Broad bean pesto

Three days ago I had minor surgery to remove two cysts from my back and shoulder. I'm guarding against infection with loads of vitamin C. Apart from the pain, I've loved and appreciated having Favourite Handyman cook the meals and look after me. I've also been spoilt by friends helping with childcare and dropping by with pumpkin pie, biscuits and a meal. It doesn't get much luckier.

I bought a convalescing treat in the form of the NZ Gardener's Homegrown Flowers book. It's a very romantic take on flowers - no strelitzias with cactus here. It's a perfect read for the circumstances, and I've been arranging and rearranging new flower ideas for my garden in my head as I pore over each and every page. I am loving the cosmos which I bought as seedlings and which is flowering now, so I'm most pleased to learn that it is easy to grow from seed. Unsurprisingly, I've had the Kings Seed Catalogue out as well.

Favourite Handyman mowed the lawn yesterday, transforming our front and back sections from a jungle into something much tamer. I cut back all the broad beans which were laying across the lawn (forgot to stake them) and then picked all the beans. I nearly always plant broad beans for the pleasure of watching something grow in winter, and then each spring we prefer to eat other foods. Today though, I made broad bean pesto, an Annabel Langbein recipe. Podding the beans, boiling them briefly and then shelling them from their skins was laborious, but the final product was very yummy. Based on this, and the nitrogen enhancing properties for the soil of growing legumes, I may plant the entire 2m x 5m old chook run garden in broad beans at the end of Autumn. Well almost. I'm pretty sold on having one end devoted to flowers now.

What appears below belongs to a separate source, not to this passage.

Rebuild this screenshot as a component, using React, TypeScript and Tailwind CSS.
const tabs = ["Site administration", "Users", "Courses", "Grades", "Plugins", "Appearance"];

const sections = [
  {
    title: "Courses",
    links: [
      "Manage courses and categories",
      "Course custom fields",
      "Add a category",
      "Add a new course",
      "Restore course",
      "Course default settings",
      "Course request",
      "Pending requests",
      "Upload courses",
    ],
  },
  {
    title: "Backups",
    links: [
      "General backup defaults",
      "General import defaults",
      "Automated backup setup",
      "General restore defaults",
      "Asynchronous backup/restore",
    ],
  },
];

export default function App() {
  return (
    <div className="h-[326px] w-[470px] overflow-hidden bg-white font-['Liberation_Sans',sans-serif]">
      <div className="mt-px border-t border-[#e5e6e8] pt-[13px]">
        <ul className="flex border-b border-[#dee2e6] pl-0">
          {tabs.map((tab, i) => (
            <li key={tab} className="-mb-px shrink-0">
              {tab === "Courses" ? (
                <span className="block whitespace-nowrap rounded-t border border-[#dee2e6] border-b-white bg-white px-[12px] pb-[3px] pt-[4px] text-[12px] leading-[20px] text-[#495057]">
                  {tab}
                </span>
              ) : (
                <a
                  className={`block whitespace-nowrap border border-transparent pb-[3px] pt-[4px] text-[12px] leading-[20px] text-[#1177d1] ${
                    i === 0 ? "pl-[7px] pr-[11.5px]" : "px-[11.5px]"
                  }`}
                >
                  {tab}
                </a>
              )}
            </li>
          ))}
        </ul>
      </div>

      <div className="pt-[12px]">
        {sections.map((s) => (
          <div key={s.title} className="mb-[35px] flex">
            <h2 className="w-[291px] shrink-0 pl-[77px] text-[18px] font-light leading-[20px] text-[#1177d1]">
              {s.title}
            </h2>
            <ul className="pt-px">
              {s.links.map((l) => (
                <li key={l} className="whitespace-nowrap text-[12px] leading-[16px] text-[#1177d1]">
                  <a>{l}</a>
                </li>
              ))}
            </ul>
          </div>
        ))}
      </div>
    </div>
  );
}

After the big lawn cut, I snipped the long-long-long grass on the edge of my peas-and-roses garden. Now I can see what is inside the grass 'fence' and it isn't entirely weeds. The alyssum seeds which I scattered are now little plants. I could get away with transplanting a third to a half of them elsewhere in the garden. There are sugar snap peas plus more flowers, and new shoots on the gooseberry bush. The jasmine is yellowing though, so my prescription is some dolomite lime. The Dublin rose and an unnamed blousy pink rose are lovely despite aphids on the stems and rust on the leaves. But the yellow rose will have to go. The clusters of tiny flowers lack the impact of the other roses and, frankly, annoy me. I look out at this garden from the kitchen window, so the blooms need to be of a size for distance-viewing pleasure. I am eyeing up Bantry Bay as a possibility, though perhaps a bush is what is needed rather than a climber, and I'll be chatting to our neighbours who are superb rose growers for some suggestions.

Today it rained all day. Fionn's eczema has returned with a vengeance. I'm using the strategies I learnt last time plus trying some new things I've learnt in my minor nutrition obsession of the past few years.

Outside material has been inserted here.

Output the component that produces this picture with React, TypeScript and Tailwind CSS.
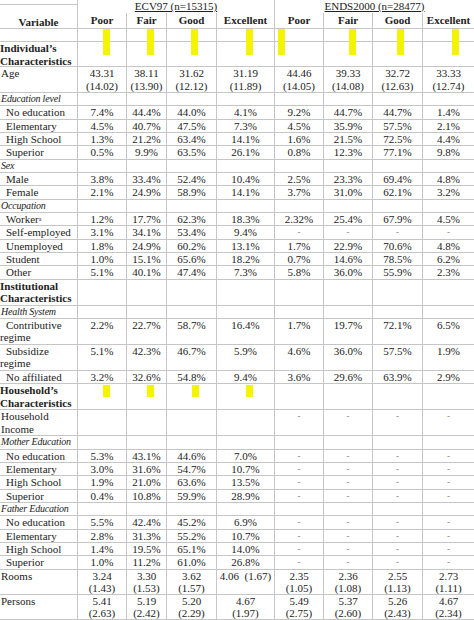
import React from "react";

// column widths: Variable | ECV97 x4 | ENDS2000 x4
const W = [
  "w-[78px]",
  "w-[49px]",
  "w-[40px]",
  "w-[50px]",
  "w-[58px]",
  "w-[49px]",
  "w-[49px]",
  "w-[50px]",
  "w-[51px]",
];

type Kind = "group" | "section" | "item" | "plain";

interface Row {
  label: string;
  kind: Kind;
  h: string;
  cells?: string[];
  sup?: string;
}

const D = ["-", "-", "-", "-"];

const rows: Row[] = [
  { label: "", kind: "plain", h: "h-[13px]" },
  { label: "Individual’s Characteristics", kind: "group", h: "h-[25px]" },
  {
    label: "Age",
    kind: "plain",
    h: "h-[26px]",
    cells: [
      "43.31\n(14.02)",
      "38.11\n(13.90)",
      "31.62\n(12.12)",
      "31.19\n(11.89)",
      "44.46\n(14.05)",
      "39.33\n(14.08)",
      "32.72\n(12.63)",
      "33.33\n(12.74)",
    ],
  },
  { label: "Education level", kind: "section", h: "h-[13.33px]" },
  { label: "No education", kind: "item", h: "h-[13.33px]", cells: ["7.4%", "44.4%", "44.0%", "4.1%", "9.2%", "44.7%", "44.7%", "1.4%"] },
  { label: "Elementary", kind: "item", h: "h-[13.33px]", cells: ["4.5%", "40.7%", "47.5%", "7.3%", "4.5%", "35.9%", "57.5%", "2.1%"] },
  { label: "High School", kind: "item", h: "h-[13.33px]", cells: ["1.3%", "21.2%", "63.4%", "14.1%", "1.6%", "21.5%", "72.5%", "4.4%"] },
  { label: "Superior", kind: "item", h: "h-[13.33px]", cells: ["0.5%", "9.9%", "63.5%", "26.1%", "0.8%", "12.3%", "77.1%", "9.8%"] },
  { label: "Sex", kind: "section", h: "h-[13.33px]" },
  { label: "Male", kind: "item", h: "h-[13.33px]", cells: ["3.8%", "33.4%", "52.4%", "10.4%", "2.5%", "23.3%", "69.4%", "4.8%"] },
  { label: "Female", kind: "item", h: "h-[13.33px]", cells: ["2.1%", "24.9%", "58.9%", "14.1%", "3.7%", "31.0%", "62.1%", "3.2%"] },
  { label: "Occupation", kind: "section", h: "h-[13.33px]" },
  { label: "Worker", sup: "a", kind: "item", h: "h-[13.33px]", cells: ["1.2%", "17.7%", "62.3%", "18.3%", "2.32%", "25.4%", "67.9%", "4.5%"] },
  { label: "Self-employed", kind: "item", h: "h-[13.33px]", cells: ["3.1%", "34.1%", "53.4%", "9.4%", ...D] },
  { label: "Unemployed", kind: "item", h: "h-[13.33px]", cells: ["1.8%", "24.9%", "60.2%", "13.1%", "1.7%", "22.9%", "70.6%", "4.8%"] },
  { label: "Student", kind: "item", h: "h-[13.33px]", cells: ["1.0%", "15.1%", "65.6%", "18.2%", "0.7%", "14.6%", "78.5%", "6.2%"] },
  { label: "Other", kind: "item", h: "h-[13.33px]", cells: ["5.1%", "40.1%", "47.4%", "7.3%", "5.8%", "36.0%", "55.9%", "2.3%"] },
  { label: "Institutional Characteristics", kind: "group", h: "h-[26px]" },
  { label: "Health System", kind: "section", h: "h-[13.33px]" },
  { label: "Contributive regime", kind: "item", h: "h-[26px]", cells: ["2.2%", "22.7%", "58.7%", "16.4%", "1.7%", "19.7%", "72.1%", "6.5%"] },
  { label: "Subsidize regime", kind: "item", h: "h-[26px]", cells: ["5.1%", "42.3%", "46.7%", "5.9%", "4.6%", "36.0%", "57.5%", "1.9%"] },
  { label: "No affiliated", kind: "item", h: "h-[13.33px]", cells: ["3.2%", "32.6%", "54.8%", "9.4%", "3.6%", "29.6%", "63.9%", "2.9%"] },
  { label: "Household’s Characteristics", kind: "group", h: "h-[26px]" },
  { label: "Household Income", kind: "plain", h: "h-[26px]", cells: ["", "", "", "", ...D] },
  { label: "Mother Education", kind: "section", h: "h-[13.33px]" },
  { label: "No education", kind: "item", h: "h-[13.33px]", cells: ["5.3%", "43.1%", "44.6%", "7.0%", ...D] },
  { label: "Elementary", kind: "item", h: "h-[13.33px]", cells: ["3.0%", "31.6%", "54.7%", "10.7%", ...D] },
  { label: "High School", kind: "item", h: "h-[13.33px]", cells: ["1.9%", "21.0%", "63.6%", "13.5%", ...D] },
  { label: "Superior", kind: "item", h: "h-[13.33px]", cells: ["0.4%", "10.8%", "59.9%", "28.9%", ...D] },
  { label: "Father Education", kind: "section", h: "h-[13.33px]" },
  { label: "No education", kind: "item", h: "h-[13.33px]", cells: ["5.5%", "42.4%", "45.2%", "6.9%", ...D] },
  { label: "Elementary", kind: "item", h: "h-[13.33px]", cells: ["2.8%", "31.3%", "55.2%", "10.7%", ...D] },
  { label: "High School", kind: "item", h: "h-[13.33px]", cells: ["1.4%", "19.5%", "65.1%", "14.0%", ...D] },
  { label: "Superior", kind: "item", h: "h-[13.33px]", cells: ["1.0%", "11.2%", "61.0%", "26.8%", ...D] },
  {
    label: "Rooms",
    kind: "plain",
    h: "h-[25px]",
    cells: ["3.24\n(1.43)", "3.30\n(1.53)", "3.62\n(1.57)", "4.06  (1.67)", "2.35\n(1.05)", "2.36\n(1.08)", "2.55\n(1.13)", "2.73\n(1.11)"],
  },
  {
    label: "Persons",
    kind: "plain",
    h: "h-[25px]",
    cells: ["5.41\n(2.63)", "5.19\n(2.42)", "5.20\n(2.29)", "4.67\n(1.97)", "5.49\n(2.75)", "5.37\n(2.60)", "5.26\n(2.43)", "4.67\n(2.34)"],
  },
];

// yellow highlighter marks drawn over the scan
const marks = [
  "left-[103px] top-[29px] h-[26px]",
  "left-[147px] top-[29px] h-[26px]",
  "left-[191px] top-[29px] h-[26px]",
  "left-[246px] top-[29px] h-[26px]",
  "left-[278px] top-[29px] h-[26px]",
  "left-[349px] top-[29px] h-[26px]",
  "left-[397px] top-[29px] h-[26px]",
  "left-[452px] top-[29px] h-[26px]",
  "left-[103px] top-[385px] h-[12px]",
  "left-[147px] top-[385px] h-[12px]",
  "left-[192px] top-[385px] h-[12px]",
  "left-[246px] top-[385px] h-[12px]",
];

function LabelCell({ row }: { row: Row }) {
  const cls =
    row.kind === "group"
      ? "font-bold pl-0"
      : row.kind === "section"
        ? "italic pl-[1px] text-[10px] whitespace-nowrap tracking-[-0.2px]"
        : row.kind === "item"
          ? "pl-0 indent-[6px]"
          : "pl-[1px]";
  return (
    <div className={`${W[0]} shrink-0 border-r border-[#c6c6c6] ${cls}`}>
      {row.label}
      {row.sup && <span className="text-[6px] align-top">{row.sup}</span>}
    </div>
  );
}

export default function App() {
  return (
    <div className="relative w-[474px] h-[620px] overflow-hidden bg-white font-['Liberation_Serif',serif] text-[11px] leading-[12.5px] text-[#222]">
      {/* header */}
      <div className="flex h-[29px] border-b border-[#c6c6c6]">
        <div className={`${W[0]} shrink-0 border-r border-[#c6c6c6] flex flex-col`}>
          <div className="mt-[4px] border-t border-[#c6c6c6]" />
          <div className="mt-[11px] text-center font-bold">Variable</div>
        </div>
        <div className="flex flex-col w-[197px] shrink-0 border-r border-[#c6c6c6]">
          <div className="h-[13px] text-center leading-[13px] underline">ECV97 (n=15315)</div>
          <div className="flex h-[16px] font-bold items-center">
            <div className={`${W[1]} h-full border-r border-[#c6c6c6] flex items-center justify-center`}>Poor</div>
            <div className={`${W[2]} h-full border-r border-[#c6c6c6] flex items-center justify-center`}>Fair</div>
            <div className={`${W[3]} h-full border-r border-[#c6c6c6] flex items-center justify-center`}>Good</div>
            <div className="w-[57px] h-full flex items-center justify-center">Excellent</div>
          </div>
        </div>
        <div className="flex flex-col w-[199px] shrink-0">
          <div className="h-[13px] text-center leading-[13px] underline">ENDS2000 (n=28477)</div>
          <div className="flex h-[16px] font-bold items-center">
            <div className={`${W[5]} h-full border-r border-[#c6c6c6] flex items-center justify-center`}>Poor</div>
            <div className={`${W[6]} h-full border-r border-[#c6c6c6] flex items-center justify-center`}>Fair</div>
            <div className={`${W[7]} h-full border-r border-[#c6c6c6] flex items-center justify-center`}>Good</div>
            <div className={`${W[8]} h-full flex items-center justify-center`}>Excellent</div>
          </div>
        </div>
      </div>

      {/* body */}
      {rows.map((row, i) => (
        <div key={i} className={`flex ${row.h} border-b border-[#c6c6c6]`}>
          <LabelCell row={row} />
          {W.slice(1).map((w, c) => {
            const v = row.cells ? row.cells[c] : "";
            const dash = v === "-";
            return (
              <div
                key={c}
                className={`${w} shrink-0 text-center ${v.includes("  ") ? "whitespace-pre" : "whitespace-pre-line"} ${
                  c < 7 ? "border-r border-[#c6c6c6]" : ""
                } ${dash ? "text-[9px] text-[#777]" : ""}`}
              >
                {v}
              </div>
            );
          })}
        </div>
      ))}

      {marks.map((m) => (
        <span key={m} className={`absolute w-[7px] bg-[#f4f400] ${m}`} />
      ))}
    </div>
  );
}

I finished reading The Help and I loved it. I also read A Thousand Splendid Suns by Khaled Hosseini which was fantastic. In a week when New Zealand politics is in such a stupid pickle, it was great to read writing dealing with grittier and much bigger topics. Afghanistan is in the news so often in grey and impersonal tones and A Thousand Splendid Suns made lives real in a personal and memorable way.

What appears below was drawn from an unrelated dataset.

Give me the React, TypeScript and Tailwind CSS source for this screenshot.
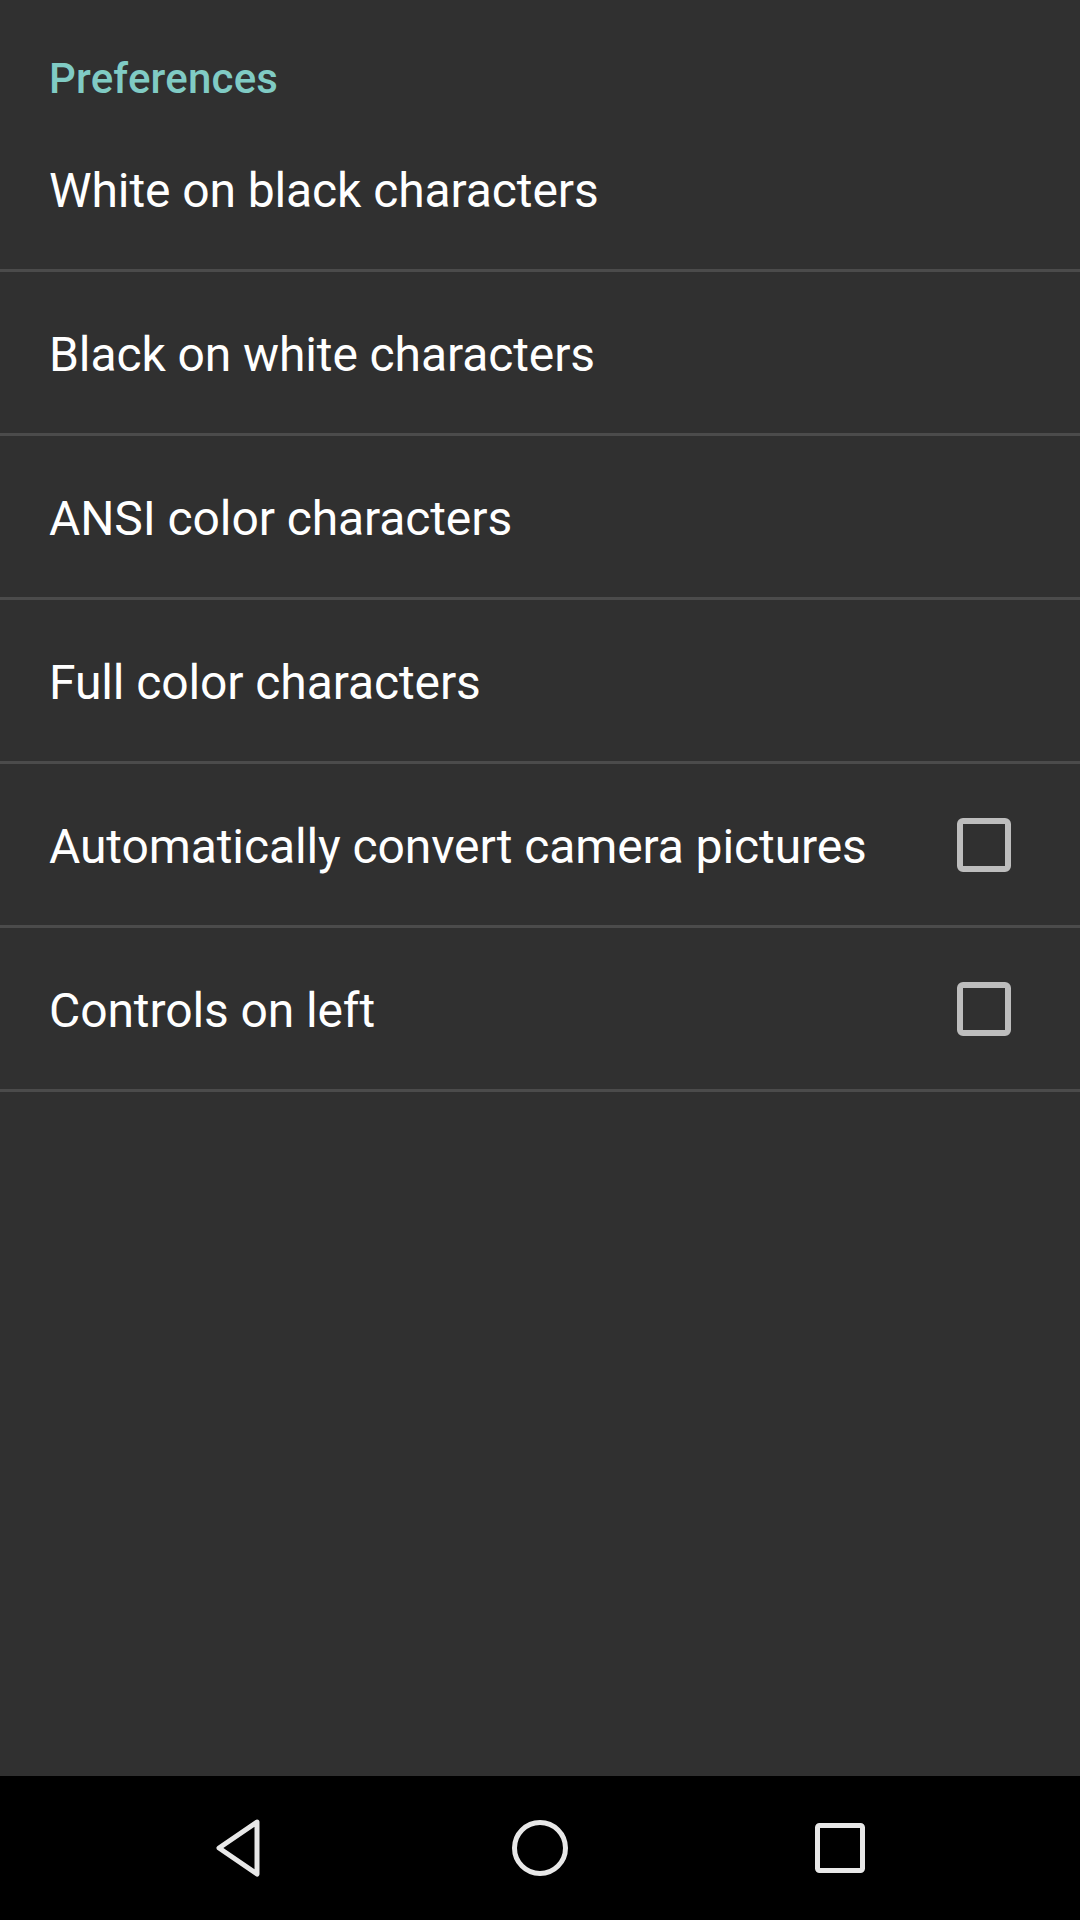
const rows: { label: string; checkbox?: boolean }[] = [
  { label: "White on black characters" },
  { label: "Black on white characters" },
  { label: "ANSI color characters" },
  { label: "Full color characters" },
  { label: "Automatically convert camera pictures", checkbox: true },
  { label: "Controls on left", checkbox: true },
];

const Checkbox = () => (
  <div className="w-[54px] h-[54px] border-[6px] border-[#bdbdbd] rounded-[6px]" />
);

const NavBar = () => (
  <div className="h-[144px] bg-black grid grid-cols-3 px-[90px] items-center">
    <div className="flex justify-center">
      <svg width="56" height="64" viewBox="0 0 56 64" fill="none">
        <path
          d="M45 6 L7 32 L45 58 Z"
          stroke="#e8e8e8"
          strokeWidth="5"
          strokeLinejoin="round"
        />
      </svg>
    </div>
    <div className="flex justify-center">
      <svg width="60" height="60" viewBox="0 0 60 60" fill="none">
        <circle cx="30" cy="30" r="25.5" stroke="#e8e8e8" strokeWidth="5" />
      </svg>
    </div>
    <div className="flex justify-center">
      <svg width="52" height="52" viewBox="0 0 52 52" fill="none">
        <rect x="3.5" y="3.5" width="45" height="45" rx="2" stroke="#e8e8e8" strokeWidth="5" />
      </svg>
    </div>
  </div>
);

export default function App() {
  return (
    <div
      className="w-[1080px] h-[1920px] bg-[#303030] flex flex-col"
      style={{ fontFamily: "Roboto, 'Noto Sans', sans-serif" }}
    >
      <div className="flex-1">
        <div className="h-[108px] pl-[49px] pt-[58px]">
          <div className="text-[42px] leading-none font-medium tracking-[0.2px] text-[#80cbc4]">
            Preferences
          </div>
        </div>
        {rows.map((row) => (
          <div
            key={row.label}
            className="h-[164px] border-b-[3px] border-[#4b4b4b] pl-[49px] pr-[69px] flex items-center justify-between"
          >
            <span className="text-[48px] leading-none tracking-[-0.1px] text-white pt-[4px]">
              {row.label}
            </span>
            {row.checkbox && <Checkbox />}
          </div>
        ))}
      </div>
      <NavBar />
    </div>
  );
}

I've done a little more for the C word. I make it both easier and harder for myself by gifting to hardly anyone and simultaneously making the gifts I do give. Nursing wounds isn't conducive to sewing so that is currently stalled. The presents which mean the most to me each year are those I make for our two childminders. Is there more important money ever spent than that which goes on childcare? Robyn and Sharon are very special people in my life and I use Christmas as an opportunity to thank them. Today Fionn and I went shopping and chose a bowl for each of them. Most usefully, they both really like my hummous, so I will fill the bowls with hummous and make a hamper around each bowl. I doubt very much that my idea of a handmade bag to house each hamper will eventuate.